Columbia apparently had considered adding “Lolita,” Vladimir Nabokov’s masterpiece of Western literature, to the “Masterpieces of Western Literature and Philosophy” course, though it, too, failed to make the final cut. Columbia wasn’t interested in traumatizing readers with the pedophilic effusions of Humbert Humbert, whose sexual compulsions are for a prepubescent girl whom he calls —  trigger warning  ! — the “light of his life, the fire of his loins.”

 

American and European intelligentsia used to ruthlessly mock this type of censoring masquerading as sensitivity. Because until the mainstreaming of political correctness, these anti-literary book-burners for the most part all inhabited the same side of the ideological divide — they were almost all religious conservatives.

 

I turned to the American Library Association’s 1995 list of banned books — literary works under attack by would-be censors and right-wing moral scolds — and noticed the inclusion of F. Scott Fitzgerald’s classic “The Great Gatsby,” which was rejected from Baptist College in South Carolina because of “language and sexual references.”

 

Twenty years later, and with social conservatism on the decline, it’s still under attack — but by philistines on the other side.

 

Writing in the Rutgers University student paper, one particularly twitchy undergraduate suggested that professors plaster a trigger warning on “The Great Gatsby” — a book of “gory, abusive, and misogynistic violence”— that warned of the themes of “suicide,” “domestic abuse,” and “graphic violence”.

 

Allowing teenagers who know nothing of great literature the power to determine what should be taught as great literature seems .. .ill-considered.

 

Now that books are being vacated from syllabi and speakers blocked from campuses to protect students from some “ism” or another (racism, sexism, classism, able-ism, etc.) and the trauma of hearing dissenting opinions, the censors are getting a hearing that the religious never managed.

  

Last year Oberlin College caved to student demands for trigger warnings. And then in the face of widespread external ridicule, they backed off. But Oberlin is still eager to cosset and protect its students from the horrors of great books and controversial thoughts.

 

When the writer Christina Hoff Sommers appeared at Oberlin to debate the existence of “campus rape culture” (she’s a skeptic), students who disagreed with her were offered counseling in a “safe space.” A similar “safe space” was provided following a Hoff Sommers lecture at Georgetown University.

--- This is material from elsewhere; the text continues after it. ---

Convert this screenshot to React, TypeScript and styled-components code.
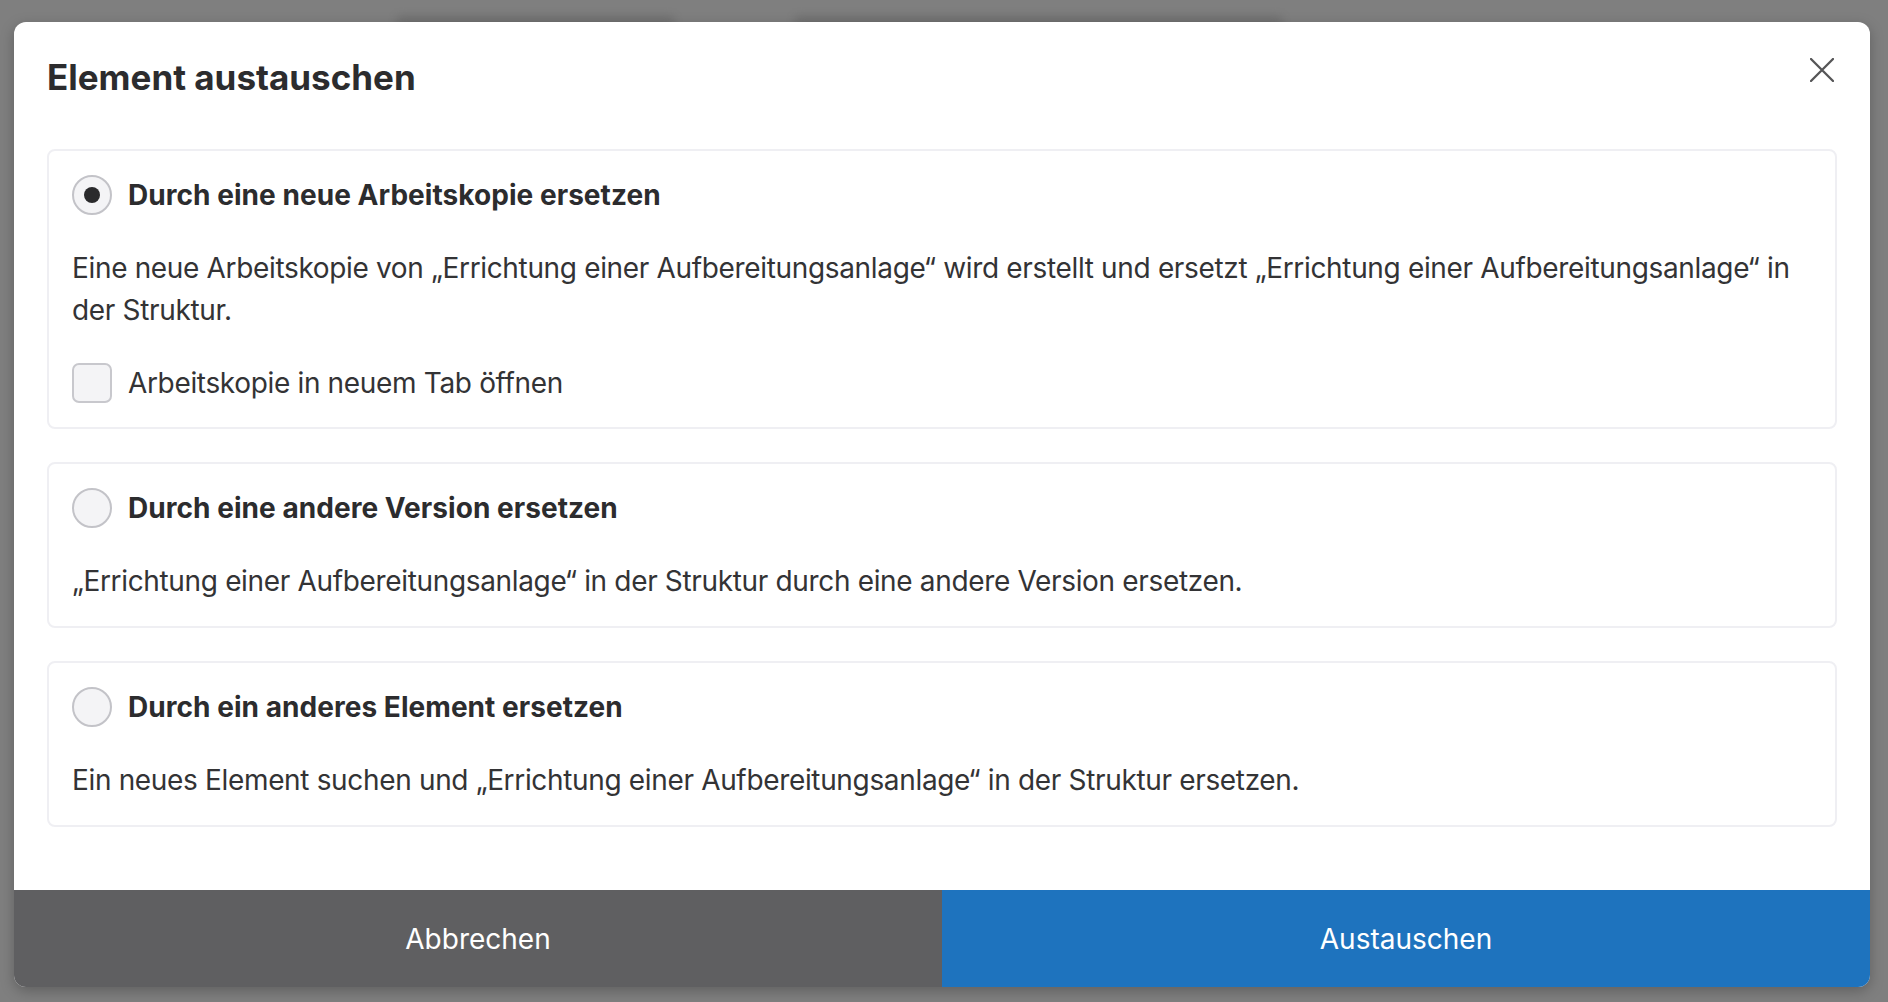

Likewise students at Brown University, who were exposed to two sides of a debate on the same topic, were offered a “safe space” equipped, according to an account in The New York Times,  with “cookies, coloring books, bubbles, Play-Doh, calming music, pillows, blankets and a video of frolicking puppies, as well as students and staff members trained to deal with trauma.”

 

If a once-prestigious university like Columbia wants to hold itself hostage to the vicissitudes of Underdeveloped undergraduate minds, they are welcome to do so. But allowing teenagers who know nothing of great literature the power to determine what should be taught as great literature seems lunatic.

 

And when this Orwellian nonsense lands in the United Kingdom it will likely warn students off Orwell’s “Down and Out in Paris and London” (racism and anti-Semitism) and Shakespeare’s “Titus Andronicus” (scenes of violent rape). Or a poem by that knuckle dragger Philip Larkin (racism, sexism, classism). Or that all-purpose hater V.S. Naipaul (you name it, he’s said something offensive about it).

 

So allow me to, just this once, encourage in my European comrades a healthy outburst of anti-Americanism: Reject this latest academic trend from the U.S. Refuse to plaster the great works of European literature with warning stickers.

 

And realize that the enemies of European civilization are not Hollywood moguls, Uber executives, and McDonald’s franchisees but the choleric, censorious American college student determined to undo the “Eurocentrism” of Western literature and make sure great books never again challenge readers or make them uncomfortable.

 

MY TAKE?  I MUST AGREE. TRIGGER WARNINGS ARE 21ST CENTURY BOOK-BURNINGS. STUDENTS NOT EMOTIONALLY CAPABLE OF READING GREAT LITERATURE WITHOUT HAVING EVERY OTHER WORD BLACKED OUT…OR WITHOUT HAVING THE BOOK ITSELF MOTH-BALLED OR SHELF OF BOOKS SHELVED…SHOULD NOT BE AT UNIVERSITY.

AT THE VERY LEAST THEY’VE NO BUSINESS DICTATING CURRICULA.

IN LARGE MEASURE IT’S A CHEAP RUSE, AND UNIVERSITIES WHO KNUCKLE UNDER TO POLITICAL BLACKMAIL IN THE GUISE OF DEMANDS FOR EMOTIONAL SENSITIVITY…AND IN SO DOING SUBVERTING THE CORE MISSION OF A UIVERSITY…THE DEVELOPMENT OF KNOWLEDGE VIA FREE AND OPEN INQUIRY AND CRITIQUE…OUGHT TO DO THE DECENT THING…SHUT THE SCHOOL DOWN UNTIL SUCH TIME AS IT RE-ASSERTS EVERY GOOD  SCHOOL’S MISSION.